Why are logistics OEM models now central to ERP modernization?
Traditional ERP modernization programs often stall because logistics workflows sit at the intersection of operations, finance, customer service, and external trading partners. Rebuilding transportation, warehouse, fulfillment, returns, and shipment visibility capabilities inside a legacy ERP stack is expensive and slow. At the same time, customers want modern digital experiences, near-real-time integrations, and predictable service outcomes. OEM platform models solve this by separating business capability delivery from core ERP code ownership. Instead of rewriting everything, firms can embed logistics software into their ERP proposition and modernize the customer experience in stages.

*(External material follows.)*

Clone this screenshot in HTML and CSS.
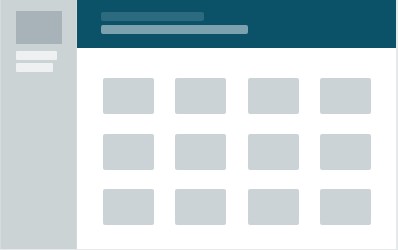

This shift also changes the economics of the business. ERP firms that historically depended on license resale, customization, and support retainers can introduce recurring revenue through subscription packaging, premium modules, managed operations, and usage-based services. That creates a more durable revenue base while improving account expansion opportunities. In logistics, where process complexity and partner connectivity create ongoing operational needs, recurring services are often more defensible than one-time projects.
Which OEM platform model best fits your growth strategy?
| Model | Best fit | Commercial upside | Primary trade-off |
|---|---|---|---|
| White-label SaaS | ERP partners and ISVs that want branded digital services quickly | Fast subscription launch, stronger customer ownership, easier packaging | Requires disciplined product governance and support model design |
| Embedded software OEM | Vendors adding logistics capability inside an existing ERP suite | Higher platform stickiness and better cross-sell potential | Integration depth can increase roadmap dependency |
| Managed SaaS services | MSPs and cloud consultants expanding into operational outcomes | Recurring service revenue and stronger retention through ongoing management | Needs service delivery maturity and observability |
| Dedicated cloud deployment OEM | Enterprises with strict compliance, isolation, or customization needs | Premium pricing and enterprise account fit | Lower standardization and higher operating cost |
The right choice depends on what the business is trying to optimize. If speed to market and branded recurring revenue matter most, white-label SaaS is usually the strongest starting point. If the goal is deeper product differentiation and tighter workflow embedding, an embedded software model may be more strategic. If the organization already has strong cloud operations and customer support capabilities, managed SaaS services can create a high-value annuity business around the platform. Dedicated cloud architecture is often justified when enterprise buyers require tenant isolation, custom controls, or region-specific governance.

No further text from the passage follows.